Structuring AI-centric earn-out metrics

The effectiveness of an earn-out hinges on clearly defined and measurable metrics. In AI-driven SaaS M&A, these metrics move beyond simple ARR or EBITDA targets to incorporate indicators of AI product success. Intecracy Ventures, in its IT valuation and M&A advisory work, often sees a combination of these elements:

  • AI feature adoption rates: Measuring the percentage of users actively engaging with new AI functionalities.
  • Efficiency gains: Quantifying cost reductions or productivity improvements delivered by AI solutions for customers.
  • Data monetization: Revenue generated from new data products or insights enabled by AI.
  • Model performance: Metrics like accuracy, precision, or reduction in error rates for core AI algorithms.
  • Intellectual property milestones: Achieving specific patent filings or successful deployment of proprietary AI models.

These metrics require meticulous tracking and agreement during the due diligence phase. Shareholder-side risk assessment during this stage is paramount, as poorly defined metrics can lead to disputes and value erosion. The negotiation of these terms often involves deep technical understanding from both sides.

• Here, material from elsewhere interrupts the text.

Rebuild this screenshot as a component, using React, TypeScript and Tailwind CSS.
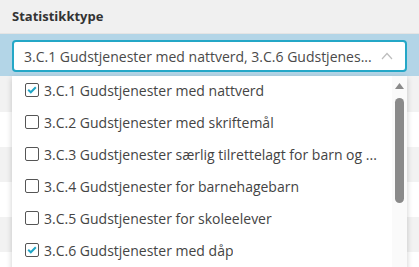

Impact on deal negotiation and risk profiles

The prevalence of AI-driven earn-outs fundamentally alters the negotiation dynamics. Sellers must be prepared to demonstrate not only current performance but also a credible plan for future AI-enabled growth, backed by clear technical roadmaps and data. This requires a level of transparency and documentation that goes beyond typical M&A preparations. Buyers, conversely, are looking for mechanisms to share the risk associated with AI development and market acceptance. This means sellers often trade a higher upfront valuation for a lower guaranteed payment, with the potential for significant upside if AI initiatives succeed. The table below illustrates a simplified comparison:

Deal Structure Aspect Traditional SaaS M&A (No Earn-out) AI-Driven SaaS M&A (Earn-out)
Upfront Payment Higher percentage of total enterprise value Lower percentage, reflecting future uncertainty
Valuation Basis Primarily historical ARR/EBITDA multiples Blended: current performance + future AI potential (contingent)
Seller Risk Lower post-closing performance risk Higher post-closing operational and market risk for earn-out
Buyer Risk Higher risk of overpaying for unproven future growth Lower risk; purchase price aligns with realized AI value
Key Negotiation Point Enterprise value multiple, working capital adjustments Earn-out targets, duration, metrics, control provisions
Expert comment

I'm observing AI-driven earn-outs becoming a key tool for aligning expectations in European SaaS deals. Specifically, we've successfully structured transactions where up to 30% of the payout is tied to achieving specific AI-generated growth metrics, significantly mitigating risk for both parties.

Anton Marrero
Anton Marrero Partner at Intecracy Ventures, Member of the Supervisory Board, Intecracy Group

Strategic considerations for shareholders

For shareholders of European SaaS companies with significant AI components, preparing for an M&A event demands a proactive approach. Beyond standard financial due diligence, a rigorous technical and operational due diligence is critical to validate the AI’s capabilities, scalability, and integration potential. This includes assessing the robustness of data pipelines, the proprietary nature of algorithms, and the talent pool driving AI development. A well-prepared information memorandum must articulate the AI strategy, its market fit, and its quantifiable impact on future revenue and customer value. This level of preparation directly impacts the negotiation leverage and the potential for a favorable earn-out structure.

The rise of AI-driven earn-outs underscores a market recognizing the transformative potential of AI while prudently managing its inherent uncertainties. Shareholders preparing for a sale must focus on meticulously documenting their AI capabilities, clearly defining future milestones, and negotiating earn-out terms that are both ambitious and achievable under realistic post-acquisition scenarios. This strategic preparation is essential for maximizing enterprise value in a landscape increasingly defined by contingent consideration.